- _The request_
Reproduce the listing exactly and skip over any pictures.

'''

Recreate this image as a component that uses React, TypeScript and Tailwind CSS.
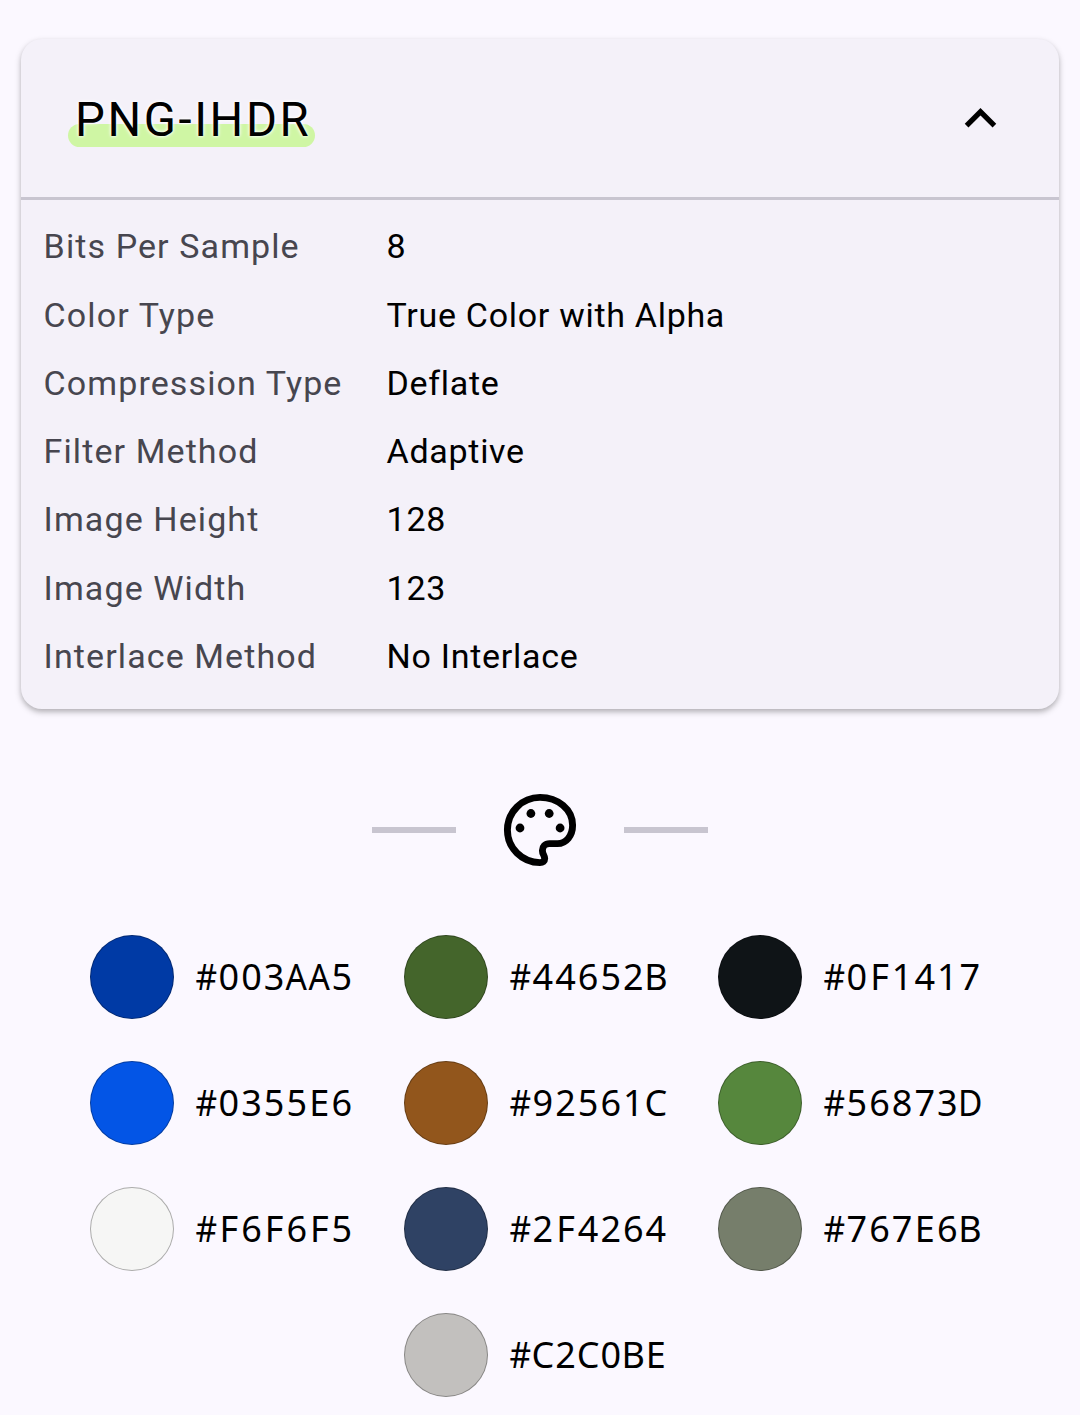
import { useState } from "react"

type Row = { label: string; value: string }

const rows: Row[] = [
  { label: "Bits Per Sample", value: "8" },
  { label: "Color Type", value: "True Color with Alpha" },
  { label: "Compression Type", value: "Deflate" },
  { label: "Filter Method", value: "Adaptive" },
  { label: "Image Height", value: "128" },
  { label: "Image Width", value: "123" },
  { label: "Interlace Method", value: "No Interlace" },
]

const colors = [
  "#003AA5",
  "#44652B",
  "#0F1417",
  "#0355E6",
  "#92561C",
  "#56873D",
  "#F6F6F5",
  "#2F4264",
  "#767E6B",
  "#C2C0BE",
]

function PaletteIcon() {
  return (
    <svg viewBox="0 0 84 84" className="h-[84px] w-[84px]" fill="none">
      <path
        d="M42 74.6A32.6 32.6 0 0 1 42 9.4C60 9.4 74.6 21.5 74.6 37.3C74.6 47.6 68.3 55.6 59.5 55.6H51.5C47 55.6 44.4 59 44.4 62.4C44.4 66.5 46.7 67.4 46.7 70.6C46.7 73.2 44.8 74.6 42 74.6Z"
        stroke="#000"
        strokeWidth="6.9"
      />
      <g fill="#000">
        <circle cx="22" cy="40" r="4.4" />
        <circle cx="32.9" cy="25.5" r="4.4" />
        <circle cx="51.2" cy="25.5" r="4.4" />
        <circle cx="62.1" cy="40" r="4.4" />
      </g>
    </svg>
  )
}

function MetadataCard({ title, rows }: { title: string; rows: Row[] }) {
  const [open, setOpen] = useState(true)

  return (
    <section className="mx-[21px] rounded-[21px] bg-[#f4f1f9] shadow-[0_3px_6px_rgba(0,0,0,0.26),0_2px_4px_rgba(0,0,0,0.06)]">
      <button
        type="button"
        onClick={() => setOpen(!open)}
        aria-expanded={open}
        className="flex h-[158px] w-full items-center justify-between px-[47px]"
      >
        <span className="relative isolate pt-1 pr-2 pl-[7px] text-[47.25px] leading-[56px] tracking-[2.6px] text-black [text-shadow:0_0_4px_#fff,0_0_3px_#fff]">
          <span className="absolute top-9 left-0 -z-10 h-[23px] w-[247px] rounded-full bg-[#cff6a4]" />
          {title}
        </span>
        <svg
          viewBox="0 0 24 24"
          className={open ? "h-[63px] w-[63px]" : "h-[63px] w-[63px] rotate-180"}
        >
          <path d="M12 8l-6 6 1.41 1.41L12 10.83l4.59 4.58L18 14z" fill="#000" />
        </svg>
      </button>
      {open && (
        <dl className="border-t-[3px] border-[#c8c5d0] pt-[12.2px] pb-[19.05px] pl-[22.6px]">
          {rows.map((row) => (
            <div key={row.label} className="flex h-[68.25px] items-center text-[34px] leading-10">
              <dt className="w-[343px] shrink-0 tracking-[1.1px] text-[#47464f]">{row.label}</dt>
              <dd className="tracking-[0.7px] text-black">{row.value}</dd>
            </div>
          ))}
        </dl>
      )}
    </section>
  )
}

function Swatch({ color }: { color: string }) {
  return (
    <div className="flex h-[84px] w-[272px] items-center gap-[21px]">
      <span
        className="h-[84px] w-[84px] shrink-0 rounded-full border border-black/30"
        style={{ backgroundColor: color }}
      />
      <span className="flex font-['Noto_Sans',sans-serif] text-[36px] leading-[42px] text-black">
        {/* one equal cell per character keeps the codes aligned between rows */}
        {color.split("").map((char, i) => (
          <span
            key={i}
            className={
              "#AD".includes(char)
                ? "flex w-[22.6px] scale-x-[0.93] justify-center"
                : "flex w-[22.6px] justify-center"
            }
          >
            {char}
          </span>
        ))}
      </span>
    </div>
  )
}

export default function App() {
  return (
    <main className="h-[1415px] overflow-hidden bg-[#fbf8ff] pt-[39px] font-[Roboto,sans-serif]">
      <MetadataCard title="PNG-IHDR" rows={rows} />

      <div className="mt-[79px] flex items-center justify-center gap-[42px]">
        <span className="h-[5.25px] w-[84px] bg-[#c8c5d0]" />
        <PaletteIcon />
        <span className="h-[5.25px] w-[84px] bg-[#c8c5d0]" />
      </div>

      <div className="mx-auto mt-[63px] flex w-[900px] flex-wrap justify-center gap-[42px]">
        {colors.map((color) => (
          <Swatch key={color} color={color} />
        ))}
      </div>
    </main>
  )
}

'''

- _In response_
Recreate this image as a component that uses React, TypeScript and Tailwind CSS.
import { useState } from "react"

type Row = { label: string; value: string }

const rows: Row[] = [
  { label: "Bits Per Sample", value: "8" },
  { label: "Color Type", value: "True Color with Alpha" },
  { label: "Compression Type", value: "Deflate" },
  { label: "Filter Method", value: "Adaptive" },
  { label: "Image Height", value: "128" },
  { label: "Image Width", value: "123" },
  { label: "Interlace Method", value: "No Interlace" },
]

const colors = [
  "#003AA5",
  "#44652B",
  "#0F1417",
  "#0355E6",
  "#92561C",
  "#56873D",
  "#F6F6F5",
  "#2F4264",
  "#767E6B",
  "#C2C0BE",
]

function PaletteIcon() {
  return (
    <svg viewBox="0 0 84 84" className="h-[84px] w-[84px]" fill="none">
      <path
        d="M42 74.6A32.6 32.6 0 0 1 42 9.4C60 9.4 74.6 21.5 74.6 37.3C74.6 47.6 68.3 55.6 59.5 55.6H51.5C47 55.6 44.4 59 44.4 62.4C44.4 66.5 46.7 67.4 46.7 70.6C46.7 73.2 44.8 74.6 42 74.6Z"
        stroke="#000"
        strokeWidth="6.9"
      />
      <g fill="#000">
        <circle cx="22" cy="40" r="4.4" />
        <circle cx="32.9" cy="25.5" r="4.4" />
        <circle cx="51.2" cy="25.5" r="4.4" />
        <circle cx="62.1" cy="40" r="4.4" />
      </g>
    </svg>
  )
}

function MetadataCard({ title, rows }: { title: string; rows: Row[] }) {
  const [open, setOpen] = useState(true)

  return (
    <section className="mx-[21px] rounded-[21px] bg-[#f4f1f9] shadow-[0_3px_6px_rgba(0,0,0,0.26),0_2px_4px_rgba(0,0,0,0.06)]">
      <button
        type="button"
        onClick={() => setOpen(!open)}
        aria-expanded={open}
        className="flex h-[158px] w-full items-center justify-between px-[47px]"
      >
        <span className="relative isolate pt-1 pr-2 pl-[7px] text-[47.25px] leading-[56px] tracking-[2.6px] text-black [text-shadow:0_0_4px_#fff,0_0_3px_#fff]">
          <span className="absolute top-9 left-0 -z-10 h-[23px] w-[247px] rounded-full bg-[#cff6a4]" />
          {title}
        </span>
        <svg
          viewBox="0 0 24 24"
          className={open ? "h-[63px] w-[63px]" : "h-[63px] w-[63px] rotate-180"}
        >
          <path d="M12 8l-6 6 1.41 1.41L12 10.83l4.59 4.58L18 14z" fill="#000" />
        </svg>
      </button>
      {open && (
        <dl className="border-t-[3px] border-[#c8c5d0] pt-[12.2px] pb-[19.05px] pl-[22.6px]">
          {rows.map((row) => (
            <div key={row.label} className="flex h-[68.25px] items-center text-[34px] leading-10">
              <dt className="w-[343px] shrink-0 tracking-[1.1px] text-[#47464f]">{row.label}</dt>
              <dd className="tracking-[0.7px] text-black">{row.value}</dd>
            </div>
          ))}
        </dl>
      )}
    </section>
  )
}

function Swatch({ color }: { color: string }) {
  return (
    <div className="flex h-[84px] w-[272px] items-center gap-[21px]">
      <span
        className="h-[84px] w-[84px] shrink-0 rounded-full border border-black/30"
        style={{ backgroundColor: color }}
      />
      <span className="flex font-['Noto_Sans',sans-serif] text-[36px] leading-[42px] text-black">
        {/* one equal cell per character keeps the codes aligned between rows */}
        {color.split("").map((char, i) => (
          <span
            key={i}
            className={
              "#AD".includes(char)
                ? "flex w-[22.6px] scale-x-[0.93] justify-center"
                : "flex w-[22.6px] justify-center"
            }
          >
            {char}
          </span>
        ))}
      </span>
    </div>
  )
}

export default function App() {
  return (
    <main className="h-[1415px] overflow-hidden bg-[#fbf8ff] pt-[39px] font-[Roboto,sans-serif]">
      <MetadataCard title="PNG-IHDR" rows={rows} />

      <div className="mt-[79px] flex items-center justify-center gap-[42px]">
        <span className="h-[5.25px] w-[84px] bg-[#c8c5d0]" />
        <PaletteIcon />
        <span className="h-[5.25px] w-[84px] bg-[#c8c5d0]" />
      </div>

      <div className="mx-auto mt-[63px] flex w-[900px] flex-wrap justify-center gap-[42px]">
        {colors.map((color) => (
          <Swatch key={color} color={color} />
        ))}
      </div>
    </main>
  )
}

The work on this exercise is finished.